Average total crude oil production in the United States is expected to reach a record level of 9.9 million B/D in 2018, the US Energy Information Administration (EIA) said in its latest forecast.
The projected output would surpass the 9.6 million B/D that the US produced in 1970. Released yesterday, the forecast said that total U.S. crude oil production will average 9.3 million B/D this year, an increase of 500,000 B/D from 2016.
Most of the US production growth from June 2017 through the end of next year is expected to come from tight rock formations in the Permian region of Texas and from the Federal Offshore Gulf of Mexico (GOM).
The Permian region is expected to produce 2.9 million B/D of crude oil by the end of 2018, which is about 500,000 B/D above the estimated June 2017 level and would represent almost 30% of total U.S. production in 2018. The region predominately spans the Permian Basin of western Texas and southeastern New Mexico and covers 53 million acres.
Within the Permian Basin are smaller subbasins, which include the Midland and Delaware basins. All of them contain historically prolific nontight formations and multiple prolific tight formations, such as the Wolfcamp, Spraberry, and Bone Spring formations.
With the large geographic area of the Permian region and stacked plays, operators can continue to drill through several tight oil layers and increase production—even with sustained prices for West Texas Intermediate (WTI) crude below USD 50 per bbl.
According to the Baker Hughes June monthly average rig count, 366 of the 915 onshore rigs in the contiguous 48 states are operating within the Permian region. EIA estimates that the number will fall slightly in the second half of 2017 to 345 at year-end and grow to 370 by the end of 2018.
In addition to responding to WTI price changes, rig count increases are related to cash flow. Permian operators have maintained positive cash flow because of lower costs, higher productivity, and increased hedging activity. Many producers have sold future output at prices higher than USD 50 per bbl. Available cash flows could contribute regional rig count growth despite relatively flat prices since December 2016.
Based on EIA’s Drilling Productivity Report, Permian-region productivity—measured by new-well oil production per rig in bbl per day—is forecast to decrease month-over-month for the 10th consecutive month in June. The decrease is likely because of operators drilling more wells than they are completing, i.e., casing, cementing, perforating, and hydraulically fracturing wells to prepare for production. These wells reflect drilling activity but not additional output until put on production.

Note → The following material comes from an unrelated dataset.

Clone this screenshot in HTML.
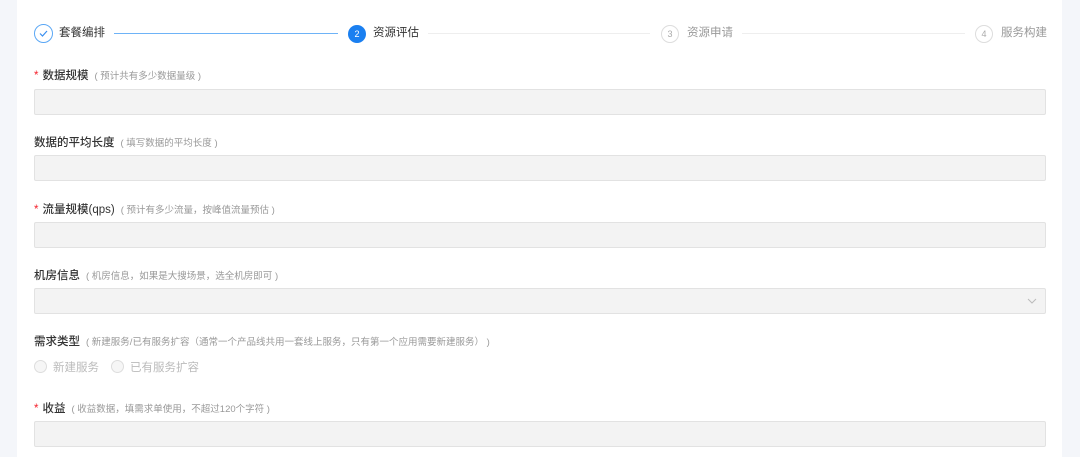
<!DOCTYPE html>
<html><head><meta charset="utf-8"><style>
body{margin:0;width:1080px;height:457px;background:#f4f6fa;font-family:"Liberation Sans","Noto Sans CJK SC",sans-serif;position:relative;overflow:hidden}
.panel{position:absolute;left:17px;top:0;width:1045px;height:457px;background:#fff}
.a{position:absolute}
.lbl{position:absolute;left:34px;font-size:11.5px;color:#333;font-weight:500;line-height:14px}
.lbl i{font-style:normal;color:#f5222d;margin-right:4px}
.lbl small{font-size:9.5px;color:#999;font-weight:normal;margin-left:6px}
.inp{position:absolute;left:34px;width:1010px;height:24px;background:#f3f3f3;border:1px solid #e2e2e2;border-radius:2px}
.circ{position:absolute;width:16px;height:16px;border-radius:50%;box-sizing:border-box;font-size:9px;text-align:center;line-height:15px}
.st{position:absolute;font-size:11.5px;line-height:14px;top:26px}
.ln{position:absolute;top:33px;height:1px}
</style></head><body>
<div class="panel"></div>
<div class="circ" style="left:34px;top:24px;width:19px;height:19px;border:1px solid #5aa7f5"><svg width="17" height="17" viewBox="0 0 17 17"><path d="M5 8.5l2.5 2.5 4.5-5" fill="none" stroke="#3a8ff0" stroke-width="1.2"/></svg></div>
<div class="st" style="left:59px;color:#333">套餐编排</div>
<div class="ln" style="left:114px;width:224px;background:#6eb3f7"></div>
<div class="circ" style="left:348px;top:25px;width:18px;height:18px;background:#1a7ff0;color:#fff;line-height:18px">2</div>
<div class="st" style="left:373px;color:#333">资源评估</div>
<div class="ln" style="left:428px;width:222px;background:#eee"></div>
<div class="circ" style="left:661px;top:25px;width:18px;height:18px;border:1px solid #ddd;color:#aaa;line-height:16px">3</div>
<div class="st" style="left:687px;color:#999">资源申请</div>
<div class="ln" style="left:742px;width:223px;background:#eee"></div>
<div class="circ" style="left:975px;top:25px;width:18px;height:18px;border:1px solid #ddd;color:#aaa;line-height:16px">4</div>
<div class="st" style="left:1001px;color:#999">服务构建</div>

<div class="lbl" style="top:69px"><i>*</i>数据规模<small>( 预计共有多少数据量级 )</small></div>
<div class="inp" style="top:89px"></div>
<div class="lbl" style="top:136px">数据的平均长度<small>( 填写数据的平均长度 )</small></div>
<div class="inp" style="top:155px"></div>
<div class="lbl" style="top:203px"><i>*</i>流量规模(qps)<small>( 预计有多少流量，按峰值流量预估 )</small></div>
<div class="inp" style="top:222px"></div>
<div class="lbl" style="top:269px">机房信息<small>( 机房信息，如果是大搜场景，选全机房即可 )</small></div>
<div class="inp" style="top:288px"><svg class="a" style="right:8px;top:8px" width="10" height="8"><path d="M1 2l4 4 4-4" fill="none" stroke="#bbb"/></svg></div>
<div class="lbl" style="top:335px">需求类型<small>( 新建服务/已有服务扩容（通常一个产品线共用一套线上服务，只有第一个应用需要新建服务） )</small></div>
<div class="circ" style="left:34px;top:360px;width:13px;height:13px;border:1px solid #ddd;background:#f6f6f6"></div>
<div class="a" style="left:53px;top:359px;font-size:11.5px;color:#bbb">新建服务</div>
<div class="circ" style="left:111px;top:360px;width:13px;height:13px;border:1px solid #ddd;background:#f6f6f6"></div>
<div class="a" style="left:130px;top:359px;font-size:11.5px;color:#bbb">已有服务扩容</div>
<div class="lbl" style="top:402px"><i>*</i>收益<small>( 收益数据，填需求单使用，不超过120个字符 )</small></div>
<div class="inp" style="top:421px"></div>
</body></html>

The trend of drilling but postponing completions does not have a clear cause. However, a widening of the WTI-Midland crude oil price discount to the WTI-Cushing [Oklahoma] price since the start of 2017 suggests that there may be some minor transportation constraints. The lags in completions may also reflect an operating strategy of drilling multiple wells from a single pad and not deploying completion equipment until all wells are drilled.

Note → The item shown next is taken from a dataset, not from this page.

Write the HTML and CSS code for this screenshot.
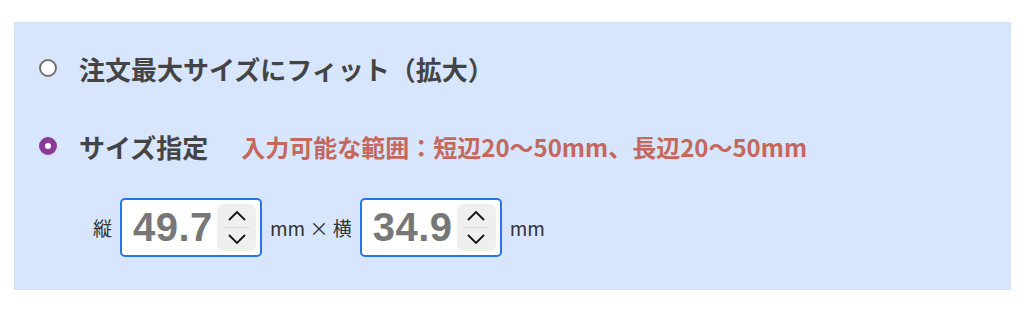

Average output per well shows that productivity based on initial production (IP) rates continues to increase in the Permian region. IP based on average output per well year-to-date is higher than the 2016 annual average. Many operators continue to experiment with completion techniques to maximize output per well, which suggests that the 2017 annual average IP rate could continue to increase.

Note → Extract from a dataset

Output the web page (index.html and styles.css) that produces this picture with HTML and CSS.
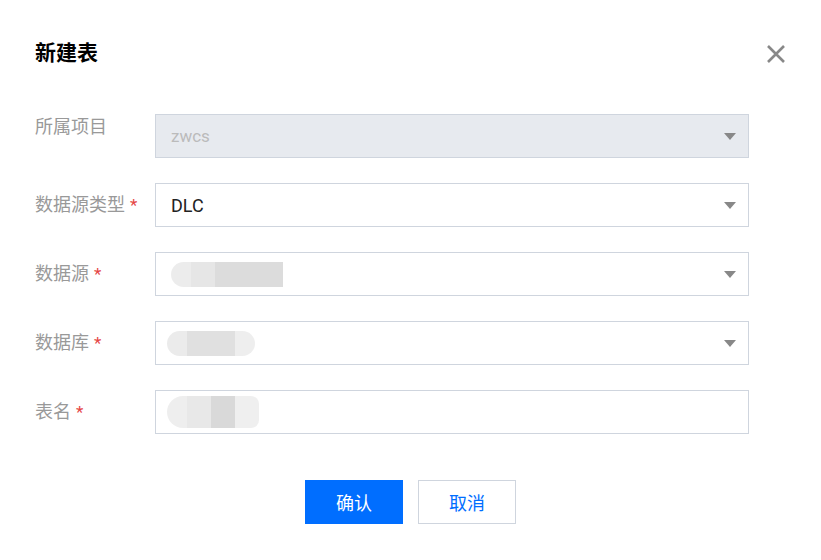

The dynamics related to drilling in the GOM differ from those in the contiguous-48-state onshore regions. Because of the time needed to complete large offshore projects, GOM oil production is less sensitive to short-term oil price movements than US onshore production. Eight GOM projects came on line, contributing to production growth, in 2016. Another seven projects are anticipated to come on line by the end of 2018.
Based on anticipated production at new and existing fields, GOM crude oil production is expected to increase to an average of 1.7 million B/D this year and 1.9 million B/D in 2018.